> _BRIEF_
From the entries below, copy every line that holds the word "this".

> _DATASET CONTENT_
## BEGIN
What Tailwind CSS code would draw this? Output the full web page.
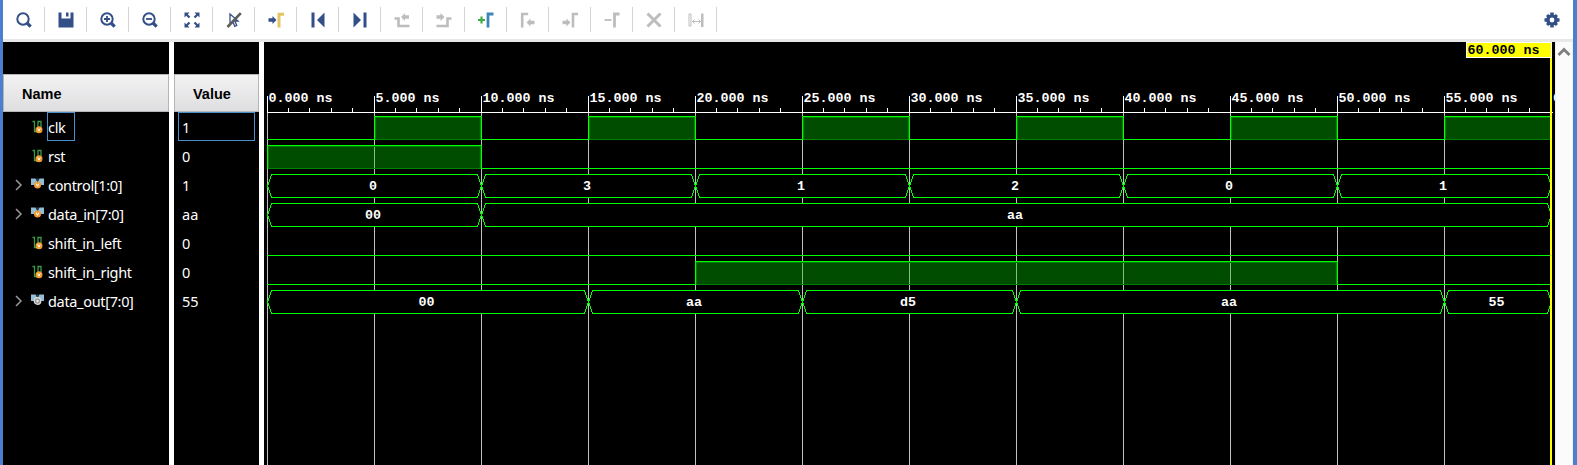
## END
## BEGIN
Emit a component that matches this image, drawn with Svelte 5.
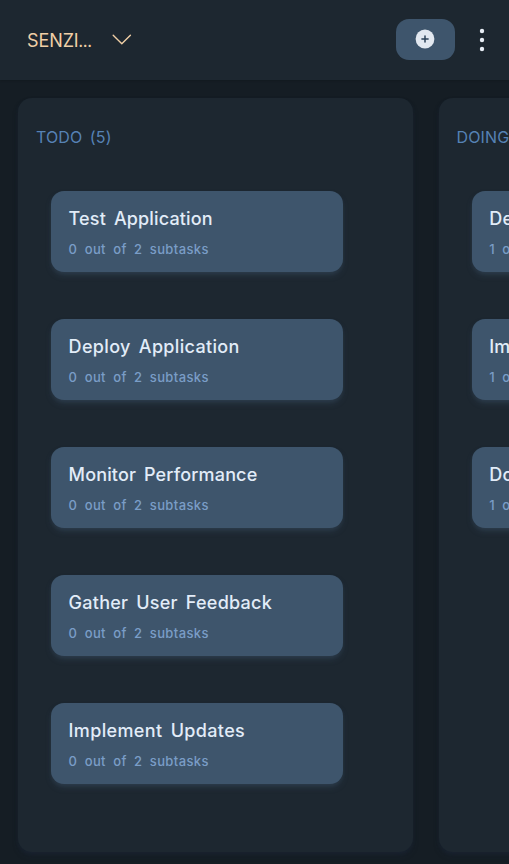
## END
## BEGIN
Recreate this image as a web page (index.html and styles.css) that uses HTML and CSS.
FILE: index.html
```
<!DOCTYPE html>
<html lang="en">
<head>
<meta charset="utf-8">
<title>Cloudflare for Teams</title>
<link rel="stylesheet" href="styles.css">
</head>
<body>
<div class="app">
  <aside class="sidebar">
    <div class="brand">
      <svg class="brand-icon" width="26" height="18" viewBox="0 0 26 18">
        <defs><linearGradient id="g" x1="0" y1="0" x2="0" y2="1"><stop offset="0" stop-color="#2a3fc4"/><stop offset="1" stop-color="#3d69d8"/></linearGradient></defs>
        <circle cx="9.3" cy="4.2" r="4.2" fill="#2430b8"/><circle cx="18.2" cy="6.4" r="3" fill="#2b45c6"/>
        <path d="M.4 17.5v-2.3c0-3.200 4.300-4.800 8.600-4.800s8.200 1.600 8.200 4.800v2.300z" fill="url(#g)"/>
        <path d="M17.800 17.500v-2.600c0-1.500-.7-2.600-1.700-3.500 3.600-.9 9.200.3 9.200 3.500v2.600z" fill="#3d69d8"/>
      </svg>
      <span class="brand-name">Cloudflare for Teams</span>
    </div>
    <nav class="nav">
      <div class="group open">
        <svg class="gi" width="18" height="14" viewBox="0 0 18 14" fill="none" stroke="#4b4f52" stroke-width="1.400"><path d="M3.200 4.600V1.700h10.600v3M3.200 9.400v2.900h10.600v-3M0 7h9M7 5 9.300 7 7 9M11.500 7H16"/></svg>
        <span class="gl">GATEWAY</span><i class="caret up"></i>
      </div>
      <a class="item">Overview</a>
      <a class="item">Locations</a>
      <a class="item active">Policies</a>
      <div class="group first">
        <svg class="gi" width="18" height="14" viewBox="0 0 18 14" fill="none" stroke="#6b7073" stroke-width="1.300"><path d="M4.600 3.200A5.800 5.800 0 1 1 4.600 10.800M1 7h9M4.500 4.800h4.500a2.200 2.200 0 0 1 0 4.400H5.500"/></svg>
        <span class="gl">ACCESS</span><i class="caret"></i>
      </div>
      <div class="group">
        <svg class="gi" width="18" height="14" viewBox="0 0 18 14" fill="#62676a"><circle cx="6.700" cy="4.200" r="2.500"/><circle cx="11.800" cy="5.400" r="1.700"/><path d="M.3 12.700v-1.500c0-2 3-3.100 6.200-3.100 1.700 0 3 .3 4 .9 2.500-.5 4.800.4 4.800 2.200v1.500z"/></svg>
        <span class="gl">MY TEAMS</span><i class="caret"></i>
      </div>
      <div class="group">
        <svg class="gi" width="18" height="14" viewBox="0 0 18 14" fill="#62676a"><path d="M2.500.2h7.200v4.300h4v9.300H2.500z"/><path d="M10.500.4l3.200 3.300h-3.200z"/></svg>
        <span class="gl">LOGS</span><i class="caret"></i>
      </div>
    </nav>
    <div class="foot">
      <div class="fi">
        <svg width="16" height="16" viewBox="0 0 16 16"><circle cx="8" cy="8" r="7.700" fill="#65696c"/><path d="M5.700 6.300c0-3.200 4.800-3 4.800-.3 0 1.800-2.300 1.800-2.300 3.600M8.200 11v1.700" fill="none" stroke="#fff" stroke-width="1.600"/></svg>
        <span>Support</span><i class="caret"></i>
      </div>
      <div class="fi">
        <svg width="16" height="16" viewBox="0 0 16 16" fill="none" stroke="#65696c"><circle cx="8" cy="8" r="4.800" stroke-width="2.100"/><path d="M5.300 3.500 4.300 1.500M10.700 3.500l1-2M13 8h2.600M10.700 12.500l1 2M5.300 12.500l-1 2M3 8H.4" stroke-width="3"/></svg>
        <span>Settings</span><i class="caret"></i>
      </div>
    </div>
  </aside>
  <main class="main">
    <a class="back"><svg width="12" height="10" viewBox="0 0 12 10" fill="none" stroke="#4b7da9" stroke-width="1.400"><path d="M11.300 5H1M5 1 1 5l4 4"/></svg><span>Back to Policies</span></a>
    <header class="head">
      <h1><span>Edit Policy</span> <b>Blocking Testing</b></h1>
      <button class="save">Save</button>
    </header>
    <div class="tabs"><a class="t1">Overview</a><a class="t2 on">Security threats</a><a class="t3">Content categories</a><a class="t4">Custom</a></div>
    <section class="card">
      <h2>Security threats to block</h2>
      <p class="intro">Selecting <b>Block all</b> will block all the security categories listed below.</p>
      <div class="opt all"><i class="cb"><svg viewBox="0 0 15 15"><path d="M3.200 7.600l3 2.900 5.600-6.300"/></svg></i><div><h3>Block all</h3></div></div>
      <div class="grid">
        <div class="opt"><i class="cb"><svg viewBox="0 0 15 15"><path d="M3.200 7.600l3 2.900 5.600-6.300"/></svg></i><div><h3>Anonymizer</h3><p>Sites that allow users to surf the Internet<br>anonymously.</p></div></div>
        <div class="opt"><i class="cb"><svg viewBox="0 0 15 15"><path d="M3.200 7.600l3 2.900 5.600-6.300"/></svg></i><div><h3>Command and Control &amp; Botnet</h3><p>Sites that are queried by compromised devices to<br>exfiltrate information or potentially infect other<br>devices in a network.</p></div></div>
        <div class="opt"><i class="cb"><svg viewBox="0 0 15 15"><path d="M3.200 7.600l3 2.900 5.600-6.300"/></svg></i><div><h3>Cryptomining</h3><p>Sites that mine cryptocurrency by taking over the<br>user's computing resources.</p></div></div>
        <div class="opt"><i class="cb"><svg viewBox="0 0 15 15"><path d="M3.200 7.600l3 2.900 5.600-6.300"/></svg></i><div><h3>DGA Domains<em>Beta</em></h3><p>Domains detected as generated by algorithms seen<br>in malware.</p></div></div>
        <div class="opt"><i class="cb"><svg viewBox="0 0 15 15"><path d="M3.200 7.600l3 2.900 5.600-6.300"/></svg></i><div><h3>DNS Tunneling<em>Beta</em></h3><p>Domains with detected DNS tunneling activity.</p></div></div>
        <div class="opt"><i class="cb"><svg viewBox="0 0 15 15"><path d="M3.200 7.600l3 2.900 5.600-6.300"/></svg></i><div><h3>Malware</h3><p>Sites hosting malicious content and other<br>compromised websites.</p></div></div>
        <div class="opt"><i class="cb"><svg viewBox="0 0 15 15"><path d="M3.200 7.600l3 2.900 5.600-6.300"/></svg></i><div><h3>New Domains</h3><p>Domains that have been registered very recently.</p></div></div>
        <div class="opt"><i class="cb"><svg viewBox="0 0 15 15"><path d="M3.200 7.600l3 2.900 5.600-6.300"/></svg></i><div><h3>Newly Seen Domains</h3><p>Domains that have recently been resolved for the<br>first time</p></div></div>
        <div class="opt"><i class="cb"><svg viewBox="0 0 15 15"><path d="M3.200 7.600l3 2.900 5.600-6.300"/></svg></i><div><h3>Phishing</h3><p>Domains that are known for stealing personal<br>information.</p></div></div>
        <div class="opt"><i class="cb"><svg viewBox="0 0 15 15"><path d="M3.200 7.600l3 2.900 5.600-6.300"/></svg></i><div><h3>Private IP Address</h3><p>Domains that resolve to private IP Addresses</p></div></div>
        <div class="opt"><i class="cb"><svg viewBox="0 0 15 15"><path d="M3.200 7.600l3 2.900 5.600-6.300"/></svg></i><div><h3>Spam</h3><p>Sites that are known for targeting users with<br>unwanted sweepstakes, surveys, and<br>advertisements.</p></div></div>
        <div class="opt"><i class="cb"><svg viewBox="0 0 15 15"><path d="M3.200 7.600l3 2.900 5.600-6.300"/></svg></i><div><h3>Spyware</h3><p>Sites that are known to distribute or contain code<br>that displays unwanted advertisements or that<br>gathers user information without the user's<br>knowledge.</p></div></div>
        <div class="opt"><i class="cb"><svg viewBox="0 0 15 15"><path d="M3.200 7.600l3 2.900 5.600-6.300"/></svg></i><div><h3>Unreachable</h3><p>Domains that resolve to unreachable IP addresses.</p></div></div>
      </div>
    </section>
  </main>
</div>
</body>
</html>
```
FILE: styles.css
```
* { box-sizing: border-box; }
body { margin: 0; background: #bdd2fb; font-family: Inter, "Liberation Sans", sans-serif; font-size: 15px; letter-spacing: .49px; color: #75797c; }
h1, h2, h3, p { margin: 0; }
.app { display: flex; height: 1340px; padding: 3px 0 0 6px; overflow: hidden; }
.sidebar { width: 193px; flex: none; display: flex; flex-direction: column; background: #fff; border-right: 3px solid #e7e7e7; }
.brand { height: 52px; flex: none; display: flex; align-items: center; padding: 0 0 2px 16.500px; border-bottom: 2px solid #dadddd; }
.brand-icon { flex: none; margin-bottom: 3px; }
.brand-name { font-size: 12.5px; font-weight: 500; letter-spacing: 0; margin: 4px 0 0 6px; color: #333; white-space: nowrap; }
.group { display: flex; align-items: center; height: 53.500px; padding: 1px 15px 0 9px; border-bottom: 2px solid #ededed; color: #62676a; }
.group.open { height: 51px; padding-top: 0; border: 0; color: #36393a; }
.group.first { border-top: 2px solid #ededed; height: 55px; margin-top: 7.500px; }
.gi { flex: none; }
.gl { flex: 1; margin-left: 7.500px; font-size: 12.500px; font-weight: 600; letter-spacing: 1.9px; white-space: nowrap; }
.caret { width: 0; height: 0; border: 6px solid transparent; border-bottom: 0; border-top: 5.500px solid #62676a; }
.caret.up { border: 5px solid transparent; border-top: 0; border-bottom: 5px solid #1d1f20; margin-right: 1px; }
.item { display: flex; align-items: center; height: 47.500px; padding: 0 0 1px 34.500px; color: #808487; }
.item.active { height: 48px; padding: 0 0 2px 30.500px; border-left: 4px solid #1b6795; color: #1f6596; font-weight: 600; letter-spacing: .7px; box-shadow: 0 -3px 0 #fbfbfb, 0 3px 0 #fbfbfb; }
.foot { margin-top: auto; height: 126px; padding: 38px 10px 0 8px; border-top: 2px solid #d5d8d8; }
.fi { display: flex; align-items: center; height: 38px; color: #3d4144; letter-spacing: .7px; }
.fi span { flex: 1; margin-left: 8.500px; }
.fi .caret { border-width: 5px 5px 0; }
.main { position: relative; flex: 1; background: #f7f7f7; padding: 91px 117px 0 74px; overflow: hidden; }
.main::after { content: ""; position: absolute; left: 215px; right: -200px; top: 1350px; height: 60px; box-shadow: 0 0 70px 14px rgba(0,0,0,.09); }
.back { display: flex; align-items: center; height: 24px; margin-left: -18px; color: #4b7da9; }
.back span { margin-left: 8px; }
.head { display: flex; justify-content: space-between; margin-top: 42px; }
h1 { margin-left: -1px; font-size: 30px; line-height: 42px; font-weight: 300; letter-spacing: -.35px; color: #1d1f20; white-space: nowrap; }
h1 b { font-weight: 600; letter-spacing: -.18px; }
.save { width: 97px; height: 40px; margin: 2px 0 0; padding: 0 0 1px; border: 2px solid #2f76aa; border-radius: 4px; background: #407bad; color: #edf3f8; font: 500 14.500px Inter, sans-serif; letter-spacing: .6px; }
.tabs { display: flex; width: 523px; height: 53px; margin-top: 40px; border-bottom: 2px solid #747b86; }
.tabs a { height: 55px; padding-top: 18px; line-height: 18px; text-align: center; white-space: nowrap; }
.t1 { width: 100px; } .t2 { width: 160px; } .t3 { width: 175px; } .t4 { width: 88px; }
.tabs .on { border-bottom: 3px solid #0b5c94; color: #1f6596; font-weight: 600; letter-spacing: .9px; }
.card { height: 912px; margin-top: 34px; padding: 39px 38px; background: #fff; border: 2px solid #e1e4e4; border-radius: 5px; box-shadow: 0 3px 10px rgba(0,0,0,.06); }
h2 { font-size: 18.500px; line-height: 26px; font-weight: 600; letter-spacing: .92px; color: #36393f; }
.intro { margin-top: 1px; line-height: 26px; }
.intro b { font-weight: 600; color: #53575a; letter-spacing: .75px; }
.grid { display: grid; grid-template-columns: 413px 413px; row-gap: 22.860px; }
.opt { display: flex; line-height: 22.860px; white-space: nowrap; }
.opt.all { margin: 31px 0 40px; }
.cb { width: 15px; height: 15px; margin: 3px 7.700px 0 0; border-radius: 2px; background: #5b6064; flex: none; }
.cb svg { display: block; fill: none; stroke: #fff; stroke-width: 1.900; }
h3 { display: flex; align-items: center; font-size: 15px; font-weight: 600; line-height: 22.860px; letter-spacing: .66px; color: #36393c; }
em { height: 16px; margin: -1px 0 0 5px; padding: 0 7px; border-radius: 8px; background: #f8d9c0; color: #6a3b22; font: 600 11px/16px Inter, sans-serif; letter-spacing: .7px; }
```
## END
> _COMPLETE OUTPUT_
What Tailwind CSS code would draw this? Output the full web page.
Emit a component that matches this image, drawn with Svelte 5.
Recreate this image as a web page (index.html and styles.css) that uses HTML and CSS.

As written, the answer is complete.